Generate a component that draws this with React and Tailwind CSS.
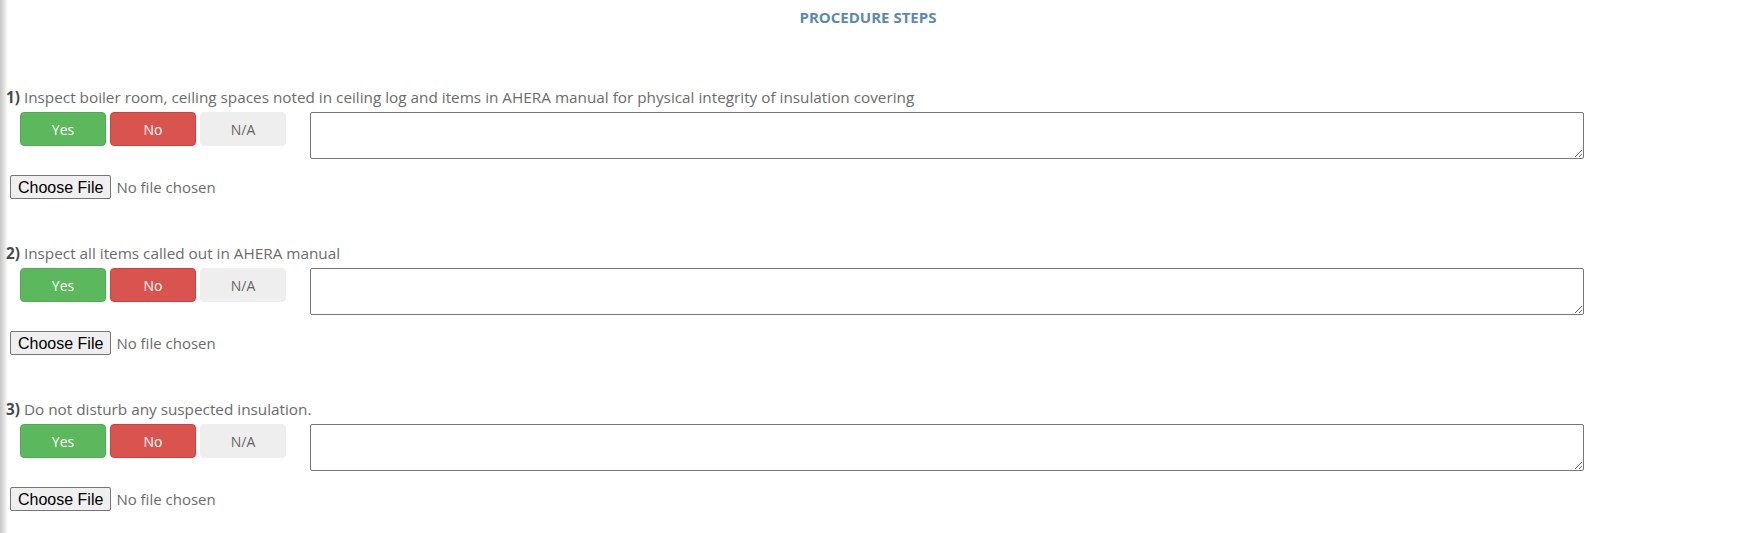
const steps = [
  "Inspect boiler room, ceiling spaces noted in ceiling log and items in AHERA manual for physical integrity of insulation covering",
  "Inspect all items called out in AHERA manual",
  "Do not disturb any suspected insulation.",
];

const Step = ({ num, text }) => (
  <div className="mb-[44px]">
    <div className="h-[20px] leading-[20px] text-[15.3px] text-[#6b6b6b] whitespace-nowrap">
      <span className="font-bold text-[#4a4a4a]">{num})</span> {text}
    </div>

    {/* answer buttons + comment */}
    <div className="flex items-start mt-[5px]">
      <div className="flex gap-[4px] ml-[14px] mr-[24px] text-[14px]">
        <button className="w-[86px] h-[34px] rounded-[4px] border border-[#4cae4c] bg-[#5cb85c] text-white">
          Yes
        </button>
        <button className="w-[86px] h-[34px] rounded-[4px] border border-[#d43f3a] bg-[#d9534f] text-white">
          No
        </button>
        <button className="w-[86px] h-[34px] rounded-[4px] border border-[#eeeeee] bg-[#eeeeee] text-[#666]">
          N/A
        </button>
      </div>
      <textarea className="w-[1274px] h-[47px] border border-[#767676] rounded-[2px] bg-white" />
    </div>

    <div className="flex items-center mt-[16px] ml-[4px]">
      <button
        className="h-[24px] px-[7px] border border-[#767676] rounded-[2px] bg-[#efefef] text-[16px] text-black"
        style={{ fontFamily: '"Liberation Sans", Arial, sans-serif' }}
      >
        Choose File
      </button>
      <span className="ml-[5px] text-[15px] text-[#6b6b6b]">No file chosen</span>
    </div>
  </div>
);

export default function App() {
  return (
    <div
      className="flex w-full h-[533px] bg-white overflow-hidden"
      style={{ fontFamily: '"Open Sans", "Noto Sans", sans-serif' }}
    >
      <div className="w-[8px] shrink-0 bg-gradient-to-r from-[#c4c4c4] to-white" />
      <div className="flex-1 pr-[8px]">
        <div className="pt-[7px] h-[27px] leading-[20px] text-center text-[15px] font-bold text-[#5b88b5] -ml-[8px]">
          PROCEDURE STEPS
        </div>
        <div className="mt-[60px] -ml-[2px]">
          {steps.map((s, i) => (
            <Step key={i} num={i + 1} text={s} />
          ))}
        </div>
      </div>
    </div>
  );
}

DIRECTION:
Every line of text is to be repeated exactly; pictures are left out.

REPLY:
Generate a component that draws this with React and Tailwind CSS.
const steps = [
  "Inspect boiler room, ceiling spaces noted in ceiling log and items in AHERA manual for physical integrity of insulation covering",
  "Inspect all items called out in AHERA manual",
  "Do not disturb any suspected insulation.",
];

const Step = ({ num, text }) => (
  <div className="mb-[44px]">
    <div className="h-[20px] leading-[20px] text-[15.3px] text-[#6b6b6b] whitespace-nowrap">
      <span className="font-bold text-[#4a4a4a]">{num})</span> {text}
    </div>

    {/* answer buttons + comment */}
    <div className="flex items-start mt-[5px]">
      <div className="flex gap-[4px] ml-[14px] mr-[24px] text-[14px]">
        <button className="w-[86px] h-[34px] rounded-[4px] border border-[#4cae4c] bg-[#5cb85c] text-white">
          Yes
        </button>
        <button className="w-[86px] h-[34px] rounded-[4px] border border-[#d43f3a] bg-[#d9534f] text-white">
          No
        </button>
        <button className="w-[86px] h-[34px] rounded-[4px] border border-[#eeeeee] bg-[#eeeeee] text-[#666]">
          N/A
        </button>
      </div>
      <textarea className="w-[1274px] h-[47px] border border-[#767676] rounded-[2px] bg-white" />
    </div>

    <div className="flex items-center mt-[16px] ml-[4px]">
      <button
        className="h-[24px] px-[7px] border border-[#767676] rounded-[2px] bg-[#efefef] text-[16px] text-black"
        style={{ fontFamily: '"Liberation Sans", Arial, sans-serif' }}
      >
        Choose File
      </button>
      <span className="ml-[5px] text-[15px] text-[#6b6b6b]">No file chosen</span>
    </div>
  </div>
);

export default function App() {
  return (
    <div
      className="flex w-full h-[533px] bg-white overflow-hidden"
      style={{ fontFamily: '"Open Sans", "Noto Sans", sans-serif' }}
    >
      <div className="w-[8px] shrink-0 bg-gradient-to-r from-[#c4c4c4] to-white" />
      <div className="flex-1 pr-[8px]">
        <div className="pt-[7px] h-[27px] leading-[20px] text-center text-[15px] font-bold text-[#5b88b5] -ml-[8px]">
          PROCEDURE STEPS
        </div>
        <div className="mt-[60px] -ml-[2px]">
          {steps.map((s, i) => (
            <Step key={i} num={i + 1} text={s} />
          ))}
        </div>
      </div>
    </div>
  );
}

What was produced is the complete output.